From 1965 to 1970, Mr. Meyer was based in London, writing about European politics and culture for The Post. In 1969, he found himself in Amsterdam after midnight, compiling what he called “an uncensored report on a wanton Saturday night in the most uninhibited” club in the city, where young patrons smoked hashish, danced and sometimes disrobed while pornographic films flickered on the walls.
“The most shocking revelation about Amsterdam’s most notorious club,” he wrote, “is that it was a bore, a Dionysian evening at which the god of orgies yawned himself to sleep.”

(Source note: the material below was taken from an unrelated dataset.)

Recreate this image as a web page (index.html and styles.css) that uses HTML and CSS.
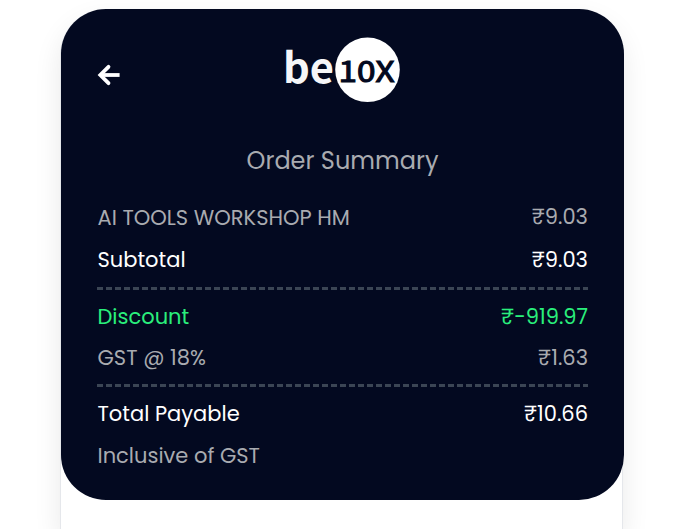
FILE: index.html
```html
<!DOCTYPE html>
<html lang="en">

<head>
  <meta charset="UTF-8">
  <meta name="viewport" content="width=device-width, initial-scale=1.0">
  <title>Order Summary</title>
  <link rel="stylesheet" href="styles.css">
</head>

<body>
  <div class="checkout">
    <div class="summary">
      <div class="header">
        <svg class="back" viewBox="0 0 24 24" width="24" height="24">
          <path d="M11.5 3.8 L3.3 12 L11.5 20.2" stroke-linecap="round" />
          <path d="M4 12 H22.6" />
        </svg>
        <svg class="logo" viewBox="0 0 120 68" width="120" height="68">
          <circle cx="84.5" cy="33.8" r="32.3" />
          <text class="logo-be" x="0" y="47" textLength="51" lengthAdjust="spacingAndGlyphs">be</text>
          <text class="logo-10x" x="55.5" y="45.8" textLength="56" lengthAdjust="spacingAndGlyphs">10X</text>
        </svg>
      </div>
      <h1>Order Summary</h1>
      <div class="row product"><span class="label">AI TOOLS WORKSHOP HM</span><span>₹9.03</span></div>
      <div class="row strong subtotal"><span class="label">Subtotal</span><span>₹9.03</span></div>
      <div class="divider"></div>
      <div class="row discount"><span class="label">Discount</span><span>₹-919.97</span></div>
      <div class="row gst"><span class="label">GST @ 18%</span><span>₹1.63</span></div>
      <div class="divider"></div>
      <div class="row strong"><span class="label">Total Payable</span><span>₹10.66</span></div>
      <div class="row note"><span class="label">Inclusive of GST</span></div>
    </div>
  </div>
</body>

</html>
```
FILE: styles.css
```css
html,
body {
  height: 529px;
  overflow: hidden;
}

body {
  margin: 0;
  background-color: #fff;
  font-family: Poppins, Inter, sans-serif;
}

.checkout {
  box-sizing: border-box;
  width: 563px;
  height: 520px;
  margin: 9px 0 0 60px;
  border: 1px solid #e5e7eb;
  border-width: 0 1px;
  border-radius: 46px 46px 0 0;
  box-shadow: 0 12px 28px rgba(0, 0, 0, 0.09);
}

.summary {
  box-sizing: border-box;
  width: 563px;
  height: 491px;
  padding: 26px 36px 0;
  border-radius: 45px;
  background-color: #030920;
  color: #a9abb0;
  font-size: 21px;
}

.header {
  display: flex;
  align-items: center;
  height: 69px;
}

.back {
  margin-top: 11px;
  fill: none;
  stroke: #fff;
  stroke-width: 3.8;
}

.logo {
  margin-left: 162px;
  fill: #f6f6f8;
}

.logo circle {
  fill: #fff;
}

.logo-be {
  font: bold 41px "Noto Sans CJK JP", sans-serif;
}

.logo-10x {
  fill: #030920;
  stroke: #030920;
  stroke-width: 1.1;
  font: 29px "Noto Sans CJK JP", sans-serif;
}

h1 {
  margin: 33px 0 15px;
  font-size: 24px;
  font-weight: 400;
  line-height: 48px;
  text-align: center;
}

.row {
  display: flex;
  justify-content: space-between;
  height: 34px;
  line-height: 34px;
  white-space: nowrap;
}

.label {
  padding-left: 0.5px;
}

.product .label {
  padding-top: 1px;
}

.strong {
  color: #fff;
}

.subtotal {
  margin-top: 9px;
}

.gst {
  margin-top: 7px;
}

.note {
  margin-top: 8px;
}

.discount {
  color: #2aef7c;
}

.divider {
  height: 3px;
  margin: 10px 0;
  background: repeating-linear-gradient(to right, #3b4554 0 6px, transparent 6px 9px);
}

.gst + .divider {
  margin-top: 9px;
}
```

While working as a journalist, Mr. Meyer also found time in the 1960s to write books on U.S. politics and Cuba. During the 1970s, he wrote two books on archaeology, including “The Plundered Past” (1973), in which he described an international market for stolen artwork and historical artifacts. He revealed an underground network of smugglers, including the discovery that a New York dealer built an airstrip in Mexico to fly out the intact facade of a Mayan temple, obtained through bribes and subterfuge.
“Every archaeological site is like a time capsule,” Mr. Meyer wrote. “When such a time capsule is destroyed, either by a looter or a bulldozer, the loss is total. One cannot grow another Indian mound.”
He returned to journalism in 1975 as an editor and television critic for the weekly Saturday Review, then served on the Times editorial board from 1979 to 1998 and later as editor of World Policy Journal until 2008.
After the attacks of Sept. 11, 2001, Mr. Meyer warned of a growing religiosity in international relations, both in the United States and abroad.
“The new factor in American politics is the emergence of a politically powerful Christian right,” he told the Times in 2002. “It worries me, as I worry about the rise of militant Islam or Hindu nationalism. These are all variations of the same problem. They seek a theological sanction for secular foreign policy choices.”
Karl Ernest Meyer was born May 22, 1928, in Madison, Wis. His grandfather was the editor of a German-language newspaper in Milwaukee, and his father, Ernest L. Meyer, was a columnist and editor for the Madison Capital-Times and later the New York Post. His mother was a homemaker.
(He was not related to Eugene Meyer, who purchased The Washington Post in 1933 and whose daughter, Katharine Graham, later led the newspaper as publisher and chief executive.)
Mr. Meyer completed high school in New York City and graduated in 1951 from the University of Wisconsin, where he edited the student newspaper and a literary magazine. He was a reporter at the Times before attending graduate school at Princeton University, where he received a master’s degree in public administration in 1953 and a doctorate in politics in 1956. He was a visiting professor at several colleges, was a member of the Council on Foreign Relations and, in 1990, edited a collection of historical newspaper columns, “Pundits, Poets, and Wits.”
His first marriage, to Sarah Peck, ended in divorce. Survivors include his wife since 1989, dancer, journalist and author Shareen Blair Brysac of Manhattan and Weston, Conn.; three children from his first marriage, Ernest Meyer of Sacramento, Jonathan Meyer of Brooklyn and Heather Meyer of London; a sister; and three granddaughters.
Mr. Meyer’s most recent, book, written with Brysac, was “The China Collectors: America’s Century-Long Hunt for Asian Art Treasures” (2015). Critic Michael Dirda, writing in The Post, called it an “excellent book, which tracks the adventures of the learned, cutthroat and eccentric scholars and collectors who brought the treasures of the Middle Kingdom to America.”
In several other books, including “The Dust of Empire” (2003), “Tournament of Shadows” (1999) and “Kingmakers” (2008) — the latter two written with his wife — Mr. Meyer warned of what he called “the unintended consequences of empire” when Western powers become involved in the political and economic affairs of Central Asian countries, including Afghanistan and Iran.
“History is not a blueprint but a cautionary tale,” he wrote in “The Dust of Empire.” “It is replete with warnings to those who believe that they can outguess the future, or that their country has a mandate from providence, or that alliances are a nuisance, or that a brusque arrogance is preferable to simulated humility.”